Extrait de Moyens d'Accès au Monde (Introduction 2 : Cénotaphe pour mon dandy) - Editions du Bord de l'Eau - 2005

" Parce qu’il est désenchanté et qu’il ressent mieux que quiconque la douleur consécutive à l’absence des dieux, le dandy est enfant du désert. Mais, parce qu’il ne s’accommode pas de ce désenchantement, du désert il est aussi le premier descendant parricide. Chronologiquement, il est le premier traître à la classe désertique, le premier – avant tous (dadas, punks et autres) – à prendre le maquis. Et s’il est le premier c’est parce qu’il n’attend pas pour fuir de théoriser ou de dompter sa peur. Il quitte le désert comme l’animal quitte les endroits qu’il ne peut habiter.
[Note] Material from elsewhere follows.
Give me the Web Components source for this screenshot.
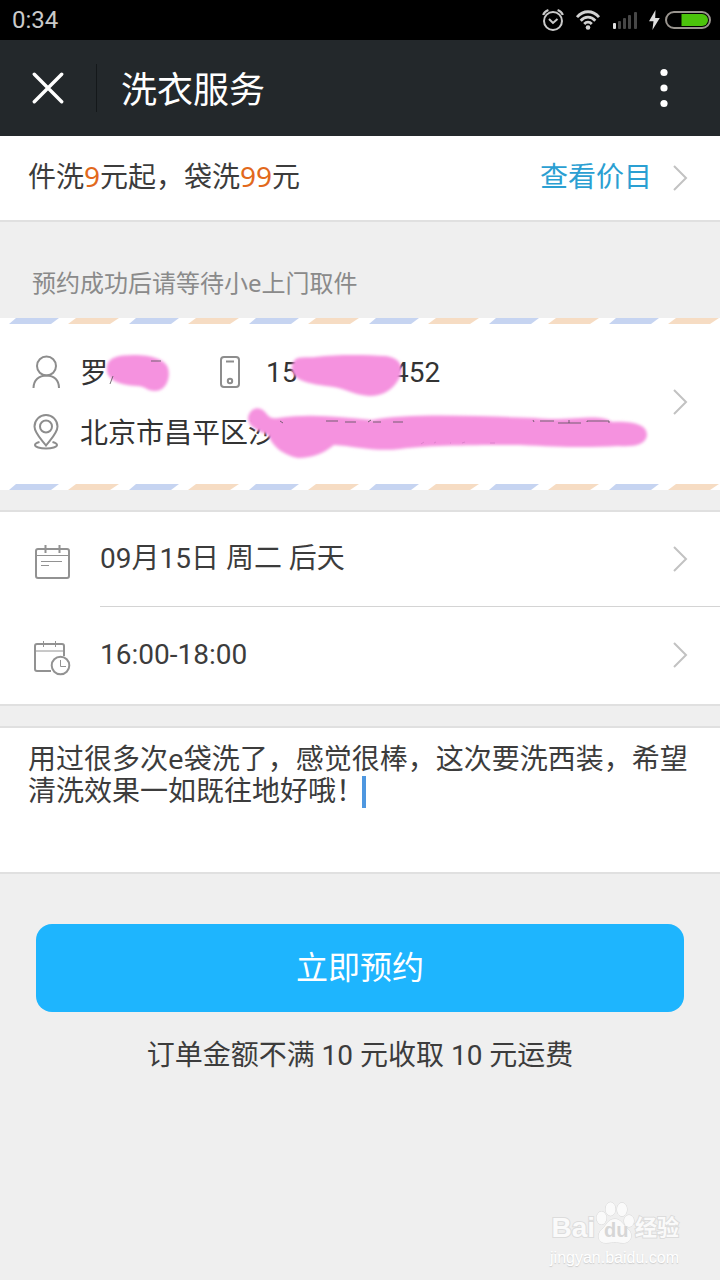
<!DOCTYPE html>
<html lang="zh-CN">
<head>
<meta charset="utf-8">
<meta name="viewport" content="width=device-width, initial-scale=1">
<title>洗衣服务</title>
<style>
  body {
    margin: 0;
    background: #efefef;
    color: #3c3c3c;
    font-family: Roboto, "Noto Sans CJK SC", sans-serif;
    font-size: 28px;
    line-height: 32px;
  }
</style>
</head>
<body>
<laundry-page></laundry-page>

<script>
const define = (name, html, base = HTMLElement) => {
  const template = document.createElement('template');
  template.innerHTML = html;
  customElements.define(name, class extends base {
    constructor() {
      super();
      this.attachShadow({ mode: 'open' }).append(template.content.cloneNode(true));
    }
  });
};

define('chevron-icon', `
  <style>:host { display: block; flex: none; width: 16px; height: 28px; } svg { display: block; }</style>
  <svg width="16" height="28" viewBox="0 0 16 28" fill="none" stroke="#c2c2c2" stroke-width="2" aria-hidden="true">
    <path d="M2 2 14 14 2 26"/>
  </svg>`);

define('status-bar', `
  <style>
    :host { display: flex; align-items: center; justify-content: space-between; height: 40px; padding: 0 9px 0 12px; background: #000; color: #cacaca; font-size: 24px; }
    .icons { display: flex; align-items: center; gap: 11px; }
    .power { display: flex; align-items: center; gap: 5px; }
    svg { display: block; }
  </style>
  <span>0:34</span>
  <div class="icons">
    <svg width="22" height="24" viewBox="0 0 22 24" fill="none" stroke="#cacaca" stroke-width="2">
      <circle cx="11" cy="13" r="9"/>
      <path d="M1.200 7C2 4.500 4 2.800 6.400 2M20.800 7C20 4.500 18 2.800 15.600 2" stroke-width="2.200"/>
      <path d="M7 11 11 15 15.500 11"/>
    </svg>
    <svg width="26" height="22" viewBox="0 0 26 22" fill="none" stroke="#d2d2d2" stroke-width="2.800">
      <path d="M2 8.200C8.300.900 17.700.900 24 8.200M5.700 11.700C10 6.900 16 6.900 20.300 11.700M9.200 15C11.500 12.600 14.500 12.600 16.800 15"/>
      <circle cx="13" cy="18.500" r="2.300" fill="#d2d2d2" stroke="none"/>
    </svg>
    <svg width="26" height="20" viewBox="0 0 26 20">
      <rect x="1" y="13" width="3" height="6" rx="1" fill="#e0e0e0"/>
      <g fill="#474747"><rect x="6" y="11" width="3" height="8" rx="1"/><rect x="11" y="8" width="3" height="11" rx="1"/><rect x="16" y="5" width="3" height="14" rx="1"/><rect x="22" y="2" width="3" height="17" rx="1"/></g>
    </svg>
    <div class="power">
      <svg width="11" height="22" viewBox="0 0 11 22"><path d="M6.500 1 0 12.300H4.500L3.400 21 10.800 9H6.200Z" fill="#dedede"/></svg>
      <svg width="46" height="18" viewBox="0 0 46 18">
        <rect x="1" y="1" width="44" height="16" rx="8" fill="none" stroke="#9a958f" stroke-width="2"/>
        <path d="M16.500 3H37A6 6 0 0 1 37 15H16.500Z" fill="#4cc40c"/>
      </svg>
    </div>
  </div>`);

define('title-bar', `
  <style>
    :host { display: flex; align-items: center; height: 96px; background: #23282b; color: #fff; }
    button { display: flex; align-items: center; justify-content: center; width: 96px; height: 96px; padding: 0; border: 0; background: none; color: inherit; }
    .menu { width: 112px; }
    i { width: 1px; height: 48px; background: #14181a; }
    h1 { flex: 1; margin: 0; padding: 6px 0 0 24px; font-size: 36px; line-height: 48px; font-weight: 400; }
  </style>
  <button type="button" aria-label="关闭">
    <svg width="32" height="32" viewBox="0 0 32 32" stroke="#fff" stroke-width="3.400" stroke-linecap="round"><path d="M2.300 2.300 29.700 29.700M29.700 2.300 2.300 29.700"/></svg>
  </button>
  <i></i>
  <h1><slot></slot></h1>
  <button class="menu" type="button" aria-label="更多">
    <svg width="10" height="40" viewBox="0 0 10 40" fill="#fff"><circle cx="5" cy="4.500" r="3.600"/><circle cx="5" cy="20" r="3.600"/><circle cx="5" cy="35.500" r="3.600"/></svg>
  </button>`);

define('price-row', `
  <style>
    :host { display: flex; align-items: center; height: 84px; padding: 0 32px 0 28px; background: #fff; border-bottom: 2px solid #e0e0e0; font-family: "Noto Sans", "Noto Sans CJK SC", sans-serif; }
    p { flex: 1; margin: 0; padding-bottom: 4px; }
    a { display: flex; align-items: center; gap: 20px; color: #2b9fd2; text-decoration: none; }
    a span { padding-bottom: 4px; }
    ::slotted(b) { font-weight: 400; color: #e2691c; }
  </style>
  <p><slot></slot></p>
  <a href="#prices"><span>查看价目</span><chevron-icon></chevron-icon></a>`);

define('hint-line', `
  <style>:host { display: block; padding: 45px 32px 19px; color: #8a8a8a; font: 24px/32px "Noto Sans", "Noto Sans CJK SC", sans-serif; }</style>
  <slot></slot>`);

define('airmail-stripe', `
  <style>:host { display: block; height: 6px; } svg { display: block; width: 100%; height: 6px; }</style>
  <svg aria-hidden="true">
    <defs><pattern id="dash" width="120" height="6" patternUnits="userSpaceOnUse">
      <path d="M16 0H59L51 6H9Z" fill="#c6d4f1"/><path d="M76 0H119L110 6H68Z" fill="#f6dcc3"/>
    </pattern></defs>
    <rect width="100%" height="6" fill="url(#dash)"/>
  </svg>`);

define('address-card', `
  <style>
    :host { display: block; background: #fff; }
    a { position: relative; display: flex; align-items: center; padding: 18px 32px 22px; color: #333; text-decoration: none; }
    .lines { flex: 1; }
    .line { display: flex; align-items: center; height: 60px; }
    .line span { padding-top: 4px; }
    .line .num { padding-top: 2px; }
    .icon { display: block; flex: none; width: 28px; margin: 0 20px 0 0; }
    .name { width: 138px; }
    .digits { width: 127px; }
    .smear { position: absolute; left: 0; top: 0; pointer-events: none; }
  </style>
  <airmail-stripe></airmail-stripe>
  <a href="#address">
    <div class="lines">
      <div class="line">
        <svg class="icon" width="28" height="34" viewBox="0 0 28 34" fill="none" stroke="#8d8d8d" stroke-width="2"><circle cx="14.500" cy="11" r="9.500"/><path d="M1.500 33C1.500 25 7 20.500 14.500 20.500S27 25 27 33"/></svg>
        <span class="name">罗</span>
        <svg class="icon" width="28" height="34" viewBox="0 0 28 34" fill="none" stroke="#8d8d8d" stroke-width="2"><rect x="3" y="2" width="18" height="30" rx="3"/><path d="M8 6.500H16"/><circle cx="12" cy="26" r="2.200"/></svg>
        <span class="num digits">15</span><span class="num">452</span>
      </div>
      <div class="line">
        <svg class="icon" width="28" height="36" viewBox="0 0 28 36" fill="none" stroke="#8d8d8d" stroke-width="2"><path d="M14 31.500C9 25 2.500 19 2.500 12.500A11.500 11.500 0 0 1 25.500 12.500C25.500 19 19 25 14 31.500Z"/><circle cx="14" cy="12.500" r="6"/><path d="M7.500 28C4 29 3 30 3 31 3 33 8 34.500 14 34.500S25 33 25 31C25 30 24 29 20.500 28"/></svg>
        <span>北京市昌平区沙</span>
      </div>
    </div>
    <chevron-icon></chevron-icon>
    <svg class="smear" width="660" height="160" viewBox="0 324 660 160" aria-hidden="true">
      <defs><filter id="soft" x="-5%" y="-20%" width="110%" height="140%"><feGaussianBlur stdDeviation="1.600"/></filter></defs>
      <g fill="#f592df" filter="url(#soft)">
        <path d="M107 366C108 358 117 355 134 355C151 355 165 359 168 368C171 378 166 391 155 391C147 391 145 386 137 386C119 385 105 380 107 366Z"/>
        <path d="M292 366C294 355 302 358 315 357C340 354 367 355 386 356C399 358 405 366 400 377C394 389 384 396 369 396C353 395 343 387 326 386C308 384 289 379 292 366Z"/>
        <path d="M248 418C249 410 257 405 264 411C269 416 269 419 278 418C310 413 341 417 372 420C410 413 475 416 535 418C570 422 599 412 612 422C634 421 647 425 647 435C646 445 634 447 618 446C585 448 560 447 520 445C475 445 430 445 400 449C374 452 354 446 334 445C324 453 313 458 298 458C283 455 273 447 268 435C259 431 248 427 248 418Z"/>
      </g>
      <g fill="none" stroke="#565056" stroke-width="1" opacity=".8">
        <path d="M110 384 113 376M151 361H161M280 421 283 423M326 421H338M345 422H356M368 422 371 420M373 422H381M393 422H403M533 420 534 422M540 421H554M558 423H581M569 420V423M587 422V421H609V423"/>
        <path d="M421 444 424 442M434 443 436 442M450 443H451M462 443 465 442M490 443H495" stroke="#d77fc7"/>
      </g>
    </svg>
  </a>
  <airmail-stripe></airmail-stripe>`);

define('card-group', `
  <style>:host { display: block; margin-top: 20px; background: #fff; border-top: 2px solid #e0e0e0; border-bottom: 2px solid #e0e0e0; }</style>
  <slot></slot>`);

define('pick-row', `
  <style>
    :host { display: block; padding-bottom: 1px; }
    button { display: flex; align-items: center; width: 100%; padding: 0 32px 0 33px; border: 0; background: none; color: inherit; font: inherit; text-align: left; }
    ::slotted(svg) { display: block; flex: none; margin: 6px 29px 0 0; }
    .body { display: flex; flex: 1; align-items: center; height: 96px; }
    .text { flex: 1; }
    :host([divided]) { background: linear-gradient(#d4d4d4, #d4d4d4) 100px 100% / 100% 1px no-repeat; }
    :host([divided]) .body { height: 94px; }
  </style>
  <button type="button"><slot name="icon"></slot><span class="body"><span class="text"><slot></slot></span><chevron-icon></chevron-icon></span></button>`);

define('remark-box', `
  <style>
    :host { display: block; position: relative; }
    textarea { display: block; box-sizing: border-box; width: 100%; height: 144px; padding: 14px 28px; border: 0; outline: 0; resize: none; overflow: hidden; background: none; color: inherit; font: 28px/32px "Noto Sans", "Noto Sans CJK SC", sans-serif; }
    i { position: absolute; left: 362px; top: 48px; width: 4px; height: 32px; background: #4e97e0; }
  </style>
  <textarea aria-label="备注">用过很多次e袋洗了，感觉很棒，这次要洗西装，希望清洗效果一如既往地好哦！</textarea><i></i>`);

define('submit-panel', `
  <style>
    :host { display: block; padding: 50px 36px 0; text-align: center; }
    button { display: block; width: 100%; height: 88px; padding: 0; border: 0; border-radius: 16px; background: #1eb5fe; color: #fff; font: inherit; font-size: 32px; }
    p { margin: 28px 0 0; }
  </style>
  <button type="submit">立即预约</button>
  <p><slot></slot></p>`);

define('site-mark', `
  <style>
    :host { display: flex; flex-direction: column; align-items: flex-end; margin-top: auto; padding: 32px 41px 12px 0; color: #fafafa; font-family: "Liberation Sans", "Noto Sans CJK SC", sans-serif; -webkit-text-stroke: 2px #dcdcdc; paint-order: stroke fill; }
    .logo { display: flex; align-items: flex-end; height: 44px; font-size: 28px; line-height: 32px; font-weight: 700; }
    .paw { position: relative; width: 40px; height: 44px; }
    .paw svg { display: block; }
    .du { position: absolute; left: 9px; top: 20px; color: #d6d6d6; font-size: 20px; line-height: 20px; -webkit-text-stroke: 0; }
    .cn { font-size: 22px; }
    .url { margin-top: 4px; font-size: 16px; line-height: 20px; color: #fff; -webkit-text-stroke: 0; text-shadow: 0 1px 1px #ccc; }
  </style>
  <div class="logo"><span>Bai</span>
    <span class="paw">
      <svg width="40" height="44" viewBox="0 0 40 44" fill="#fafafa" stroke="#d8d8d8" stroke-width="1">
        <ellipse cx="6.500" cy="18" rx="5" ry="6.500"/><ellipse cx="15.500" cy="9" rx="5" ry="6.800"/><ellipse cx="27" cy="9.500" rx="5" ry="6.800"/><ellipse cx="34" cy="21" rx="5" ry="6"/>
        <path d="M20 19C26 19 28 25 33 29C39 35 36 43 28 43C24 43 22 42 20 42S15 43 11 43C3 43 1 35 7 29C12 25 13 19 20 19Z"/>
      </svg><span class="du">du</span>
    </span><span class="cn">经验</span></div>
  <span class="url">jingyan.baidu.com</span>`);

define('laundry-page', `
  <style>:host { display: flex; flex-direction: column; min-height: 100vh; }</style>
  <status-bar></status-bar>
  <title-bar>洗衣服务</title-bar>
  <price-row>件洗<b>9</b>元起，袋洗<b>99</b>元</price-row>
  <hint-line>预约成功后请等待小e上门取件</hint-line>
  <address-card></address-card>
  <card-group>
    <pick-row divided>
      <svg slot="icon" width="38" height="36" viewBox="0 0 38 36" fill="none" stroke="#929292" stroke-width="2"><rect x="3" y="5" width="33" height="29" rx="2"/><path d="M3 11.500H36M8 17.500H29M8 21.500H16" stroke-width="1"/><path d="M12.500 1V9M26.500 1V9"/></svg>
      09月15日 周二 后天
    </pick-row>
    <pick-row>
      <svg slot="icon" width="38" height="36" viewBox="0 0 38 36" fill="none" stroke="#929292" stroke-width="2"><path d="M18 31H4A2 2 0 0 1 2 29V6A2 2 0 0 1 4 4H29A2 2 0 0 1 31 6V16"/><path d="M2 11H31M10.500 1V7M22.500 1V7" stroke-width="1"/><circle cx="27.500" cy="25.500" r="8.800"/><path d="M27.500 20V26.500H33" stroke-width="1"/></svg>
      16:00-18:00
    </pick-row>
  </card-group>
  <card-group><remark-box></remark-box></card-group>
  <submit-panel>订单金额不满 10 元收取 10 元运费</submit-panel>
  <site-mark></site-mark>`);
</script>
</body>
</html>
L’histoire du dandysme est celle d’un homme qui recherche les moyens d’échapper au désert afin de retrouver une demeure habitable. C’est en tant qu’il est le premier expérimentateur des outils de fuite qu’il crée, que le dandy nous intéresse ici. Dans un temps qui bascule dans le faible, le médiocre, le moyen, l’insipide, le dandy continue malgré tout, en solitaire, à louer le puissant, le beau, le fort, le fin. Non seulement le louer mais aussi l’incarner, dans chaque chose, chaque instant, chaque geste de sa vie. Sans plier et sans faux-semblants. C’est en cela, et en cela seulement, qu’il nous intéresse ici. Quand tout se précipite, quand les valeurs s’inversent de la manière la plus ridicule et la plus inédite qui soit, quand ce qui est le plus quelconque, le plus insignifiant devient soudain ce que tout le monde vénère, le dandy reste droit et résiste. Comme il peut. Tant qu’il peut."